We’ll start with the exciting news that our Orange race E-Type is nearing completion…
As the UK enters a new national lockdown this evening, here at Bridge Classic Cars we remain open for business as per our recent statement. The new measures come in to force on Thursday 5th November and expected to last until Wednesday 2 December.
This morning, we are introducing you to and looking forward to some exciting new projects hoping to be heading our way in the new year.
Here is a brief over view of some recent discussions we’ve been having and some exciting projects that we are hoping to be involved with very soon.
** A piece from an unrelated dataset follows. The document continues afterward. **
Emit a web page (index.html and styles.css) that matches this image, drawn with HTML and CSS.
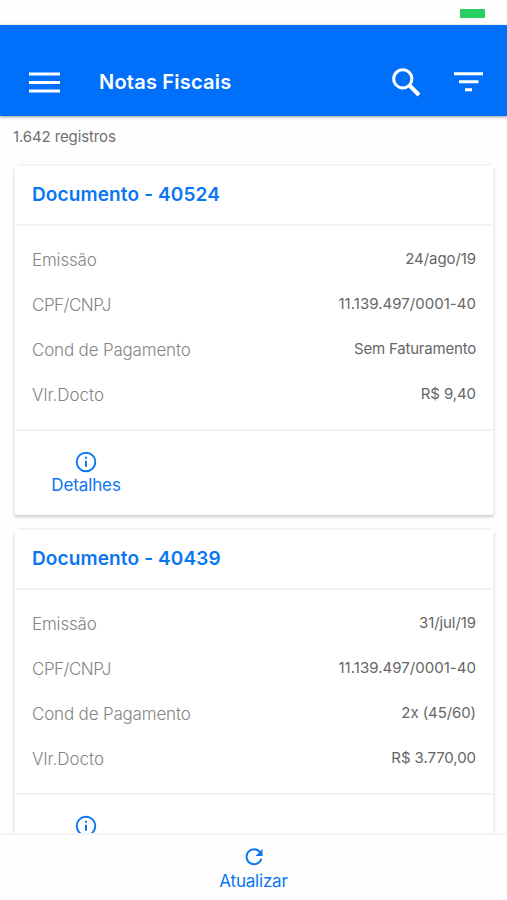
FILE: index.html
```html
<!DOCTYPE html>
<html lang="pt-BR">
<head>
<meta charset="utf-8">
<title>Notas Fiscais</title>
<link rel="stylesheet" href="styles.css">
</head>
<body>
<div class="app">
  <div class="status"><span class="battery"></span></div>
  <header class="toolbar">
    <svg class="menu" viewBox="0 0 32 22" width="32" height="22"><path d="M0 2h31M0 10.500h31M0 19h31" stroke="#fff" stroke-width="3"/></svg>
    <h1>Notas Fiscais</h1>
    <svg class="search" viewBox="0 0 29 29" width="29" height="29" fill="none" stroke="#fff"><circle cx="10.800" cy="10.800" r="9.100" stroke-width="3"/><path d="M17.500 17.500L27 27" stroke-width="4"/></svg>
    <svg class="filter" viewBox="0 0 29 20" width="29" height="20"><path d="M0 1.700h29M5 9.800h19.500M11 17.800h7" stroke="#fff" stroke-width="3"/></svg>
  </header>
  <main>
    <p class="count">1.642 registros</p>
    <article class="card">
      <h2>Documento - 40524</h2>
      <dl>
        <div><dt>Emissão</dt><dd>24/ago/19</dd></div>
        <div><dt class="caps">CPF/CNPJ</dt><dd class="number">11.139.497/0001-40</dd></div>
        <div><dt>Cond de Pagamento</dt><dd class="terms">Sem Faturamento</dd></div>
        <div><dt class="total">Vlr.Docto</dt><dd>R$ 9,40</dd></div>
      </dl>
      <footer><a class="details">
        <svg viewBox="0 0 22 22" width="22" height="22"><circle cx="11" cy="11" r="9.300" fill="none" stroke="#0a76f2" stroke-width="1.900"/><path d="M11 5.800v2M11 9.800v6" stroke="#0a76f2" stroke-width="2"/></svg>
        <span>Detalhes</span></a></footer>
    </article>
    <article class="card">
      <h2>Documento - 40439</h2>
      <dl>
        <div><dt>Emissão</dt><dd>31/jul/19</dd></div>
        <div><dt class="caps">CPF/CNPJ</dt><dd class="number">11.139.497/0001-40</dd></div>
        <div><dt>Cond de Pagamento</dt><dd>2x (45/60)</dd></div>
        <div><dt class="total">Vlr.Docto</dt><dd>R$ 3.770,00</dd></div>
      </dl>
      <footer><a class="details">
        <svg viewBox="0 0 22 22" width="22" height="22"><circle cx="11" cy="11" r="9.300" fill="none" stroke="#0a76f2" stroke-width="1.900"/><path d="M11 5.800v2M11 9.800v6" stroke="#0a76f2" stroke-width="2"/></svg>
        </a></footer>
    </article>
  </main>
  <nav class="bottom">
    <svg viewBox="0 0 18 18" width="18" height="18"><path d="M15 4.200A7.500 7.500 0 1 0 16.300 10.800" fill="none" stroke="#0a76f2" stroke-width="2"/><path d="M17.500 1v7h-7z" fill="#0a76f2"/></svg>
    <span>Atualizar</span>
  </nav>
</div>
</body>
</html>
```
FILE: styles.css
```css
* { box-sizing: border-box; margin: 0; padding: 0; }
body { background: #fefefe; font-family: Inter, "Liberation Sans", sans-serif; }
.app { height: 900px; display: flex; flex-direction: column; overflow: hidden; }
.status { height: 25px; flex: none; display: flex; justify-content: flex-end; padding: 9px 22px 0 0; }
.battery { width: 25px; height: 8.500px; border-radius: 1px; background: #29cf62; }
.toolbar { height: 91px; flex: none; display: flex; align-items: flex-start; padding: 43px 24px 0 29px; background: #0070fa; box-shadow: 0 1px 3px rgba(0,0,0,.4); }
.menu { margin-top: 3.500px; }
h1 { flex: 1; margin-left: 38px; font-size: 20px; line-height: 28px; font-weight: 600; letter-spacing: .22px; color: #fff; white-space: nowrap; }
.search { margin-right: 33px; }
.filter { margin-top: 4px; }
main { flex: 1; min-height: 0; overflow: hidden; padding: 0 12px 0 13px; }
.count { height: 47.500px; padding-top: 11px; font-size: 15px; line-height: 20px; letter-spacing: -.12px; color: #707070; }
.card {
  height: 351.500px;
  margin-bottom: 12.500px;
  padding: 1px 3px 0;
  border-radius: 4px;
  background:
    linear-gradient(#f0f0f0, #f0f0f0) 5px 0 / calc(100% - 9px) 1.500px no-repeat,
    linear-gradient(#f0f0f0, #f0f0f0) 0 5px / 2px 100% no-repeat,
    linear-gradient(#f0f0f0, #f0f0f0) 100% 5px / 2px 100% no-repeat,
    #fff;
  box-shadow: 0 3px 3px -1px rgba(0,0,0,.2);
}
h2 { height: 61px; padding: 16px 16px; border-bottom: 2px solid #f2f2f2; font-size: 19px; line-height: 28px; font-weight: 600; letter-spacing: .13px; color: #0a76f2; }
dl { height: 205.500px; padding: 11.500px 16px 0; border-bottom: 2px solid #f2f2f2; }
dl div { display: flex; justify-content: space-between; height: 45.200px; align-items: center; }
dt { font-size: 17px; font-weight: 300; letter-spacing: -.18px; color: #858585; }
dt.caps { letter-spacing: -.48px; }
dt.total { letter-spacing: 0; }
dd { font-size: 15px; letter-spacing: -.08px; color: #666; padding-bottom: 3px; }
dd.number { letter-spacing: .03px; }
dd.terms { letter-spacing: -.2px; }
footer { padding: 19.500px 0 0 35px; }
.details { display: inline-flex; flex-direction: column; align-items: center; width: 70px; font-size: 17px; line-height: 23px; letter-spacing: -.12px; color: #0a76f2; }
.details span { margin-top: 1px; }
.bottom { height: 67px; flex: none; border-top: 2px solid #f4f4f4; display: flex; flex-direction: column; align-items: center; padding-top: 12.500px; font-size: 17px; line-height: 22px; letter-spacing: -.2px; color: #0a76f2; }
.bottom span { margin-top: 4.500px; }
```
Our 1973 Triumph Stag has sadly been a stalled restoration for some years. Having been prepared and painted a few years ago the car has been sitting still ever since. The owner has now made the decision that the car must be completed and back on the Suffolk roads so we are hoping to be of assistance with this one very soon.
Next up we have our 1948 Triumph Roadster 2000. Again, a stalled restoration project that may possibly be in our workshops early 2021 to be completed and returned to the UK roads.
As you know, we love a Jensen 541. Here is an ongoing restoration being carried out by the current owner and a key player in the Jensen 541 world. The car is now ready for body preparation and paint so we are hoping to see her with us in the paint shop early to middle of 2021.
In 2019 Chris started the restoration of his father’s 1959 MGA Twin Cam. Now in the very safe hands of ex-TVR head technicians, the car is looking wonderful and taking shape nicely. We are hoping to take on the responsibility for the car, once completed. The current owner resides overseas and wants to find a good home for the car. It has been in the family for many many years and it would be lovely for it to find a new home with another family for many many years to come.
A project for Kath and Brian for early 2021 will be our South African 1980 Porsche 928 from our friends at Horizon Classics. The Porsche has recently undergone a full engine rebuild and body work improvements. Steve is currently awaiting the brand new, original Porsche material at which time the car will make it’s way over to our Trim Shop in Suffolk for a interior refit.
Finally, we look forward to welcoming our 1974 Volkswagen Super Beetle 1303 to the Bridge Classic Cars family. We are hoping to collect this incredible car from the north of Scotland very soon, hopefully when we have the opportunity to get out on the road. We will update you very soon on this one!!